Admito que trabalho bem melhor sob pressão. Procrastino até o último minuto e quando vejo que não tem mais como adiar, a escrita sai. Atropelada e que precisará de várias suturas e enxertos, mas sai. Talvez por ser muito ansiosa eu prefiro ser, basicamente, uma escritora de crônicas (alguns contos), justamente para não precisar lidar com projetos muito longos que geram mais ansiedade. Meu trabalho se dá em pequenas doses, em drágeas que manipulo conforme a necessidade. Teve um final de ano que resolvi escrever um livro de receitas (Tricotando na Cozinha, Histórias e Receitas) em setembro e, como o prazo era apertado porque deveria ser impresso antes do Natal, tive que lidar com o tempo e sua rédea curta. O jeito foi escrever seis ou mais horas por dia. Mas, mesmo assim, a produção cresceu na última semana, quando o livro finalmente tomou forma. E, claro, quando pego trabalhos com prazo, não tem jeito, viro a noite se preciso – geralmente a noite anterior (risos).
Quantas vezes você revisa seus textos antes de sentir que eles estão prontos? Você mostra seus trabalhos para outras pessoas antes de publicá-los?
Reviso quantas vezes eu tiver tempo pra isso. E mesmo depois de publicado, acho que poderia ter uma coisinha aqui e ali, uma vírgula que seja, a mais ou a menos. Por isso gosto de deixar o texto dormir, me afastar dele ao mesmo tempo que ele fica comigo ainda, me ditando algumas coisas que eu poderia acrescentar ou escrever de outra forma. Esta entrevista por exemplo, dormiu dois dias. Só depois é que tentei melhorá-la cortando e/ou mudando palavras.
Mostro meus textos pra minha filha que é historiadora, escritora de mão cheia e que também trabalha com conteúdo; ela tem um olhar mais crítico e politizado que me ajuda muito. E também peço a leitura preciosa de uma amiga de muitos anos, que considero uma irmã, cuja formação passa bem longe da literatura ou da escrita. Talvez por ter um olhar exclusivamente leitor, ela consegue pontuar onde há falta de entendimento e até de excessos no meu texto. Costumo dizer que o ela é meu termômetro, porque ajusta o que quero passar para quem lê.

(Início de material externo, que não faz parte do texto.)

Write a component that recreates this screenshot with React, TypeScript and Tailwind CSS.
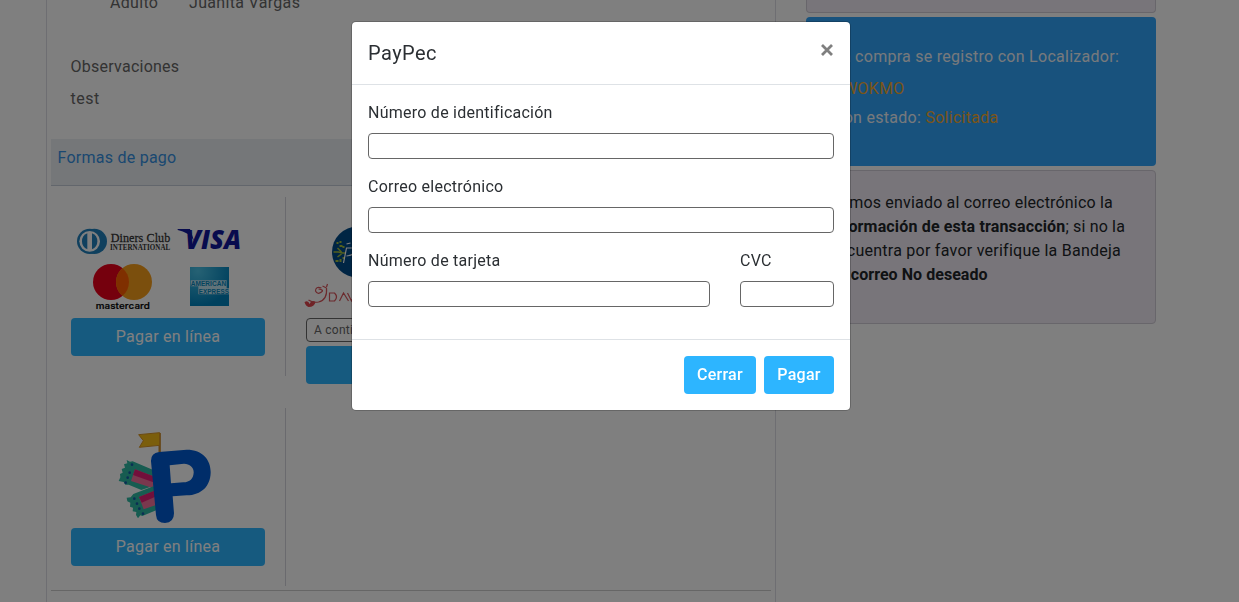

Como é sua relação com a tecnologia? Você escreve seus primeiros rascunhos à mão ou no computador?
Já usei muito iPad mas hoje, sempre no computador – embora a minha relação com ele seja bem enxuta, uso o essencial – word e navegador – que é o que eu preciso, de fato. Escrever à mão gera uma certa ansiedade – e eu já sou muito ansiosa – porque quando a minha cabeça já terminou de “ditar” um parágrafo inteiro, a mão ainda está escrevendo a primeira frase. Digitar é bem mais produtivo. Na verdade, nem sei se ainda tenho caligrafia pra escrever à mão, porque tem coisas que escrevo que nem eu decifro depois, imagina se eu fosse rascunhar…
De onde vêm suas ideias? Há um conjunto de hábitos que você cultiva para se manter criativa?
A rua, o cotidiano e as pessoas são minhas melhores fontes. Alguns sonhos também. Como tenho certa dificuldade com o ficcional, tiro a escrita das cenas que eu vejo e daquilo que escuto. Um lugar, no supermercado, no elevador, num filme, tudo é cenário. As vezes, de uma frase dá pra montar uma “teoria” e sai uma crônica. Noutras, a escrita está pronta, toda arrumadinha na cabeça mas ela não consegue estrear, não entra na roda e fica lá até um próximo convite. Ou até nunca.
O meu hábito mais importante, que desenvolvi nos últimos tempos, aliás e tem dado resultado, é mandar mensagens de WhatsApp pra mim mesma (criei um contato que chamo de “Notas”). Quando surge uma ideia que pode dar samba, mando uma mensagem pra “Notas” e passo pro computador antes de colocar o celular no silencioso.
O que você acha que mudou no seu processo de escrita ao longo dos anos? O que você diria a si mesma se pudesse voltar à escrita de seus primeiros textos?
Eu diria, leia mais, bem mais, não pense que só porque você é uma leitora acima da média, pode ler menos. Leia muito mais. E leia também os escritores que você não gosta porque é sorvendo vários estilos e linguagens que se lapida o próprio. E espere mais uns anos para lançar seu primeiro livro (que foi em 1983), não se dê por pronta ou preparada tão cedo mesmo que as pessoas que gostam do que você escreve digam que sim. E escreva, escreva sempre mais e sem medo, sem constrangimentos. Só escreva, sem pretensão.
Que projeto você gostaria de fazer, mas ainda não começou? Que livro você gostaria de ler e ele ainda não existe?
Tenho três projetos na gaveta que me deixam culpada por não tirá-los de lá e procrastinar tanto assim. E essa culpa não me permite juntar mais um projeto, que fica cada dia mais longe de realizar, que seria reunir as minhas três atividades – gastronomia, astrologia e escrita – num livro só. Quem sabe, hora dessas eu desembeste essa fila de espera e esse projeto que nem ouso desejar muito, nasça bonito na sequência.
Não sei se eu gostaria de ler um livro que ainda não existe. O que eu sei é que existem milhões de livros que eu gostaria de ler e, que nunca terei tempo possível pra tanto, o que me causa até certa aflição. Tivesse todo o tempo do mundo, eu leria um mundo de livros e talvez escrevesse mais.